I just added the require after subscribe alone didn't work.

I thought that if I specified the directory with recurse => true, it
would monitor all the files in the directory as well.

Is there a way to have puppet monitor files it isn't sourcing?

On Nov 6, 3:41 pm, Aj <[EMAIL PROTECTED]> wrote:
> This notification will only fire if the managed parameters for the  
> directory are out of sync, e.g. Owner/group/modes/file type (link,  
> file).
>
> Subscribe also implies require, FYI =)
>
> On 7/11/2008, at 8:38 AM, joe <[EMAIL PROTECTED]> wrote:
>
>
>
> > It's a defined file resource without a source parameter.  Here is the
> > syntax:
>
> > file { "/opt/management/dns/zones":
> >                owner => "root",
> >                group => "root",
> >                mode => "644",
> >                ensure => directory,
> >                recurse => true }
>
> > Then there is a service resource that subscribes to that file:
>
> > service { "named":
> >                enable => true,
> >                ensure => running,
> >                require => File["/etc/named.conf"],
> >                require => File["/opt/dns/management/zones"],
> >                require => Package["bind"],
> >                subscribe => File["/etc/named.conf"],
> >                subscribe => File["/opt/management/dns/zones"] }
>
> > But the service never restarts when files in that directory change.
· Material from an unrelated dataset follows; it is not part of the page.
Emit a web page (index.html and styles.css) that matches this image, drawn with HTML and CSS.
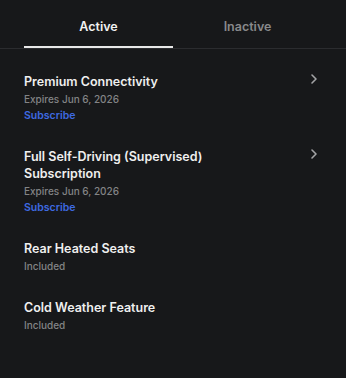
FILE: index.html
```html
<!DOCTYPE html>
<html>
<head>
<meta charset="utf-8">
<link rel="stylesheet" href="styles.css">
</head>
<body>
<div class="screen">
  <div class="tabs">
    <div class="tab active">Active</div>
    <div class="tab">Inactive</div>
  </div>
  <div class="list">
    <div class="item">
      <div class="info">
        <div class="title">Premium Connectivity</div>
        <div class="sub">Expires Jun 6, 2026</div>
        <div class="link">Subscribe</div>
      </div>
      <svg class="chev" width="8" height="12" viewBox="0 0 8 12"><path d="M2 2 L6 6 L2 10" fill="none" stroke="#a3a4a6" stroke-width="1.6" stroke-linecap="round" stroke-linejoin="round"/></svg>
    </div>
    <div class="item">
      <div class="info">
        <div class="title">Full Self-Driving (Supervised)<br>Subscription</div>
        <div class="sub">Expires Jun 6, 2026</div>
        <div class="link">Subscribe</div>
      </div>
      <svg class="chev" width="8" height="12" viewBox="0 0 8 12"><path d="M2 2 L6 6 L2 10" fill="none" stroke="#a3a4a6" stroke-width="1.6" stroke-linecap="round" stroke-linejoin="round"/></svg>
    </div>
    <div class="item">
      <div class="info">
        <div class="title">Rear Heated Seats</div>
        <div class="sub">Included</div>
      </div>
    </div>
    <div class="item">
      <div class="info">
        <div class="title">Cold Weather Feature</div>
        <div class="sub">Included</div>
      </div>
    </div>
  </div>
</div>
</body>
</html>
```

FILE: styles.css
```css
html, body {
  margin: 0;
  padding: 0;
  background: #17181a;
}
.screen {
  width: 346px;
  height: 378px;
  background: #17181a;
  font-family: Inter, "Liberation Sans", sans-serif;
  color: #ececec;
}
.tabs {
  display: flex;
  padding: 0 24px;
  border-bottom: 1px solid #2b2c2f;
  height: 48px;
}
.tab {
  flex: 1;
  display: flex;
  align-items: center;
  justify-content: center;
  font-size: 12.5px;
  font-weight: 600;
  color: #88898b;
  padding-top: 7px;
  padding-bottom: 2px;
  box-sizing: border-box;
}
.tab.active {
  color: #f2f2f2;
  border-bottom: 2px solid #e8e8e8;
  padding-bottom: 0;
}
.list {
  padding-top: 12px;
}
.item {
  display: flex;
  justify-content: space-between;
  align-items: flex-start;
  padding: 12px 28px 12px 24px;
}
.title {
  font-size: 12.5px;
  font-weight: 600;
  line-height: 17px;
  color: #efefef;
  margin-bottom: 1px;
}
.sub {
  font-size: 10px;
  font-weight: 500;
  line-height: 17px;
  color: #838486;
}
.link {
  font-size: 10.5px;
  font-weight: 600;
  line-height: 16px;
  color: #3e6ae1;
}
.chev {
  margin-top: 0px;
}
```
I
> > would think it's because I'm not sourcing those files, but I'm not
> > sure.
>
> > On Nov 6, 12:37 pm, "Evan Hisey" <[EMAIL PROTECTED]> wrote:
> >> On Wed, Nov 5, 2008 at 6:19 PM, joe <[EMAIL PROTECTED]> wrote:
>
> >>> I'm having a similar issue that that wiki entry does not directly
> >>> address.
>
> >>> I'm trying to do a subscribe on a file definition that is a  
> >>> directory.
>
> >>> I have ensure => directory and recurse => true.
>
> >>> I do not use puppet to source the files (they are on nfs shared to  
> >>> all
> >>> servers that use them).
>
> >>> Puppet will not restart a service subscribed to this file  
> >>> definition.
> >>> It does not seem to look at whether the files in the directory have
> >>> changed.
>
> >>> How do others make such a scenario work?
>
> >>> Thanks
>
> >> Is puppet actually managing the directory? Unless puppet manages the
> >> directory it can't know to handle a restart.